- [Work to complete] Work out the number of lines containing "React". Give that number alone.

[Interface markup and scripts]

□ □ □ □ □ □ □

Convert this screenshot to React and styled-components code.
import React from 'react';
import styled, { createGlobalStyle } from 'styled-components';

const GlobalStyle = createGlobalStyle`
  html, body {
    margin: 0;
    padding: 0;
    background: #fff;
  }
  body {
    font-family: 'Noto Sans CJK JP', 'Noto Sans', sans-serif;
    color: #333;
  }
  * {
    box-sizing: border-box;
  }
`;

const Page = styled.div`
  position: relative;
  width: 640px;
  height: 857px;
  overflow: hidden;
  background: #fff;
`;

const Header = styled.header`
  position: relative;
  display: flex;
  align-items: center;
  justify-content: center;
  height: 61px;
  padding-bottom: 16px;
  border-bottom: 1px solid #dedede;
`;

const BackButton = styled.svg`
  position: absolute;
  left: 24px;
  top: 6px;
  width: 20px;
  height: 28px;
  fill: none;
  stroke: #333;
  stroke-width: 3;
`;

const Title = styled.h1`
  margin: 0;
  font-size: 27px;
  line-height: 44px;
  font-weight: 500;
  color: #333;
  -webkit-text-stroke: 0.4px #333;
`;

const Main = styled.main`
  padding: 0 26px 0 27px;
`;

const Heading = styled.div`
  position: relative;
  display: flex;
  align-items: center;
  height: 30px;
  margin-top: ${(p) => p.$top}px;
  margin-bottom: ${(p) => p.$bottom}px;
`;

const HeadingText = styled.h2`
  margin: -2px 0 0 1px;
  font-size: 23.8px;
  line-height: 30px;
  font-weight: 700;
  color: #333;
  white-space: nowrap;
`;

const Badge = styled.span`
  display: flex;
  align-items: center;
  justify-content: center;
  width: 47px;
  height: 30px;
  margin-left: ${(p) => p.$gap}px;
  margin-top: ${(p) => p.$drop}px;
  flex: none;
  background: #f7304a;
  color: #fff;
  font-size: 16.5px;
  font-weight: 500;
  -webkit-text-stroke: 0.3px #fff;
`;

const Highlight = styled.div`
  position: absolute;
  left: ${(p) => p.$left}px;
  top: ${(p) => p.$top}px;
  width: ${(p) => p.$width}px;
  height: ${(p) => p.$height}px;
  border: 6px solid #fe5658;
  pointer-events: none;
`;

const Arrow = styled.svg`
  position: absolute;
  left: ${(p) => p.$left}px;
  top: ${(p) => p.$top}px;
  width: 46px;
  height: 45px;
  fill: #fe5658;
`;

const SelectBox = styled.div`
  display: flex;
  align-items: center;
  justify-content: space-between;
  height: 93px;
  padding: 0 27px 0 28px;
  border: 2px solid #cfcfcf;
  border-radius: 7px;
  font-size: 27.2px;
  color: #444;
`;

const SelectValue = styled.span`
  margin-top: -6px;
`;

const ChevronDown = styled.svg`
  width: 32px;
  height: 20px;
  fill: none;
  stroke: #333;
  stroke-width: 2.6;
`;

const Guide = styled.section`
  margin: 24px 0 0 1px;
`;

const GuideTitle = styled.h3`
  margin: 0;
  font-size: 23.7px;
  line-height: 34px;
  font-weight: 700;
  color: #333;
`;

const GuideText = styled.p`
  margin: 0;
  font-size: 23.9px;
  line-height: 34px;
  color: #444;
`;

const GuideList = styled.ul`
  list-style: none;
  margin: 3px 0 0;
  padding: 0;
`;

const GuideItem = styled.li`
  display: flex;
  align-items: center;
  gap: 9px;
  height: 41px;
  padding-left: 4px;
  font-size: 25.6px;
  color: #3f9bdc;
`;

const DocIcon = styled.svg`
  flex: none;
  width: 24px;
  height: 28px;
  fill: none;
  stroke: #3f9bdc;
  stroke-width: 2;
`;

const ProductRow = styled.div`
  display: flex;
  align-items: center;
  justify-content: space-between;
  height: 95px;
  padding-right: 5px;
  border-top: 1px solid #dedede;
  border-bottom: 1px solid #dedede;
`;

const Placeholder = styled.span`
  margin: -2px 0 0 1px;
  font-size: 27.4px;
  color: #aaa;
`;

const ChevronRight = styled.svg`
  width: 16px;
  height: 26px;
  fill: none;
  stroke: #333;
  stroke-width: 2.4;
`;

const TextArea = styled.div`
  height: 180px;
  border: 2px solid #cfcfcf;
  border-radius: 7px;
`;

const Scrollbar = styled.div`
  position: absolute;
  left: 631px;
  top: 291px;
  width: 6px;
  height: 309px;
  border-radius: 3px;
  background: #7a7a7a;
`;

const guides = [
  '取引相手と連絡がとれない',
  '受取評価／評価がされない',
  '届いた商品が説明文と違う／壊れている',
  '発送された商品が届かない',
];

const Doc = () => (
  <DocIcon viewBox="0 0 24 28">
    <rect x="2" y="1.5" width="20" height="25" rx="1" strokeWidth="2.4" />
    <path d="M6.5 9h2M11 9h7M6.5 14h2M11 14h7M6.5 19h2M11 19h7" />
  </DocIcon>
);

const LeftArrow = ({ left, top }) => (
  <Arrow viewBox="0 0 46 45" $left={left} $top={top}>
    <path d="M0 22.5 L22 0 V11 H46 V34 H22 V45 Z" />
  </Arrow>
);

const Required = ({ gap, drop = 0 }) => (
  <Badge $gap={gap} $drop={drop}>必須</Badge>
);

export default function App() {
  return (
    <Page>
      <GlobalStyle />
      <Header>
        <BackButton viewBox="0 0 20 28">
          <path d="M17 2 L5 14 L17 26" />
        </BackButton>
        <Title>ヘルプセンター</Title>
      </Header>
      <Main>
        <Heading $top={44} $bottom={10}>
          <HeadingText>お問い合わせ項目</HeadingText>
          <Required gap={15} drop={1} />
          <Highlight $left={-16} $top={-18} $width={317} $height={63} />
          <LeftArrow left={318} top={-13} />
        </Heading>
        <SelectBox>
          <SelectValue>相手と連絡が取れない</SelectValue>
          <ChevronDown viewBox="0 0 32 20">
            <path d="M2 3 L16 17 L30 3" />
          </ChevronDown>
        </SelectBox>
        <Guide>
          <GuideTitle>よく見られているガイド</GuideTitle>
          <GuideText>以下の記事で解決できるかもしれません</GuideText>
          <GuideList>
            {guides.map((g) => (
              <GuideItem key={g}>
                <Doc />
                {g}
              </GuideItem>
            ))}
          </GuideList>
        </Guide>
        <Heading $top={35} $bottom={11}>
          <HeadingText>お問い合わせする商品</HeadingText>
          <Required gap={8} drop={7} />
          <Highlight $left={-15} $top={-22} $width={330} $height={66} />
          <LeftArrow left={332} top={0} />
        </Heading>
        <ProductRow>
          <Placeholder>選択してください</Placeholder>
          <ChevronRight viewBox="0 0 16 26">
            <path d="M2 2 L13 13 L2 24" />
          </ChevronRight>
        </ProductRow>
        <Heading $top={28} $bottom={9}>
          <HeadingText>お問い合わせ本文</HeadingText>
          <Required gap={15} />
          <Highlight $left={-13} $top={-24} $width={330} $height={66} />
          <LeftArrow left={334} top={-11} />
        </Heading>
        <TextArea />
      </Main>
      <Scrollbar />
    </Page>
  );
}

□ □ □ □ □ □ □

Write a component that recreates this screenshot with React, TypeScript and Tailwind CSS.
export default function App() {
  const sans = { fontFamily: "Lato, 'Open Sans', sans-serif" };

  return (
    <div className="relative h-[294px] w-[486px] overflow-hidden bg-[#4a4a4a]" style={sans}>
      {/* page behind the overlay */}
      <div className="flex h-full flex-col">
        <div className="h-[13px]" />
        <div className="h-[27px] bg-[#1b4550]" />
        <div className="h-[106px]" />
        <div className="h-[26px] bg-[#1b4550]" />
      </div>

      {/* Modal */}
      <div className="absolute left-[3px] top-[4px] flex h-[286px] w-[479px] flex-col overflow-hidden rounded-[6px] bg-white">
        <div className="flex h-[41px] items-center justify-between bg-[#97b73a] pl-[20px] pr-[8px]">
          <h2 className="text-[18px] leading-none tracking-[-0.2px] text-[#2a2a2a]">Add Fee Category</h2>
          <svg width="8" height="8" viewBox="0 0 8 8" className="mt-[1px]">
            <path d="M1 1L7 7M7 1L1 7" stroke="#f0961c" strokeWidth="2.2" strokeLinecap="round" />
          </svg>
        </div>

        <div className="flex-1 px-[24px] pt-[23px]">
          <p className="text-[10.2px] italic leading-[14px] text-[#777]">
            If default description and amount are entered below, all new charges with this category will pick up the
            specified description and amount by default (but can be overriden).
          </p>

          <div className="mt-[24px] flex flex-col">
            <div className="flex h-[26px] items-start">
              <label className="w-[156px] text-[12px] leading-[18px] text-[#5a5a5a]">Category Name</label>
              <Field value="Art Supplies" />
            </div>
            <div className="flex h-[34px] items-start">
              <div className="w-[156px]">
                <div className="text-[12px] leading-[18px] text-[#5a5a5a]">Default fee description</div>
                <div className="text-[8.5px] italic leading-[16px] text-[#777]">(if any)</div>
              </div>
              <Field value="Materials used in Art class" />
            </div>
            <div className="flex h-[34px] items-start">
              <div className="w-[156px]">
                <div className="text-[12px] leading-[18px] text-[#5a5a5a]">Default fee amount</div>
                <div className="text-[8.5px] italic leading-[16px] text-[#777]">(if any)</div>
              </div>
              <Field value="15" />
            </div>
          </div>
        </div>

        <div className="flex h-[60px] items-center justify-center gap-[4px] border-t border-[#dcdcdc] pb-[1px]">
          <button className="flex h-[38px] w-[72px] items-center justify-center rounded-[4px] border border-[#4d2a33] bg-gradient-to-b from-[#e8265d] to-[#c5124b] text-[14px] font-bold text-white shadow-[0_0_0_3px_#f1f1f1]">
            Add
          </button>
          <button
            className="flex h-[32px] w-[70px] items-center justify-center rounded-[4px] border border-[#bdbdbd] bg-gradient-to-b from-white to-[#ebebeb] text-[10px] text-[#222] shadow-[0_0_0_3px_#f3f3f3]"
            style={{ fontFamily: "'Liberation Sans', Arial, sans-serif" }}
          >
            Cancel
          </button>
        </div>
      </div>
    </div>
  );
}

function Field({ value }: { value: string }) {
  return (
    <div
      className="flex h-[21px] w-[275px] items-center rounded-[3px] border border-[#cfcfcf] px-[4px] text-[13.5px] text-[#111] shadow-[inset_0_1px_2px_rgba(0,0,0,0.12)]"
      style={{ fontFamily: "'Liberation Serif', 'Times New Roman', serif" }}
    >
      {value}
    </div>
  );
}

□ □ □ □ □ □ □

- [Answer to this task] 3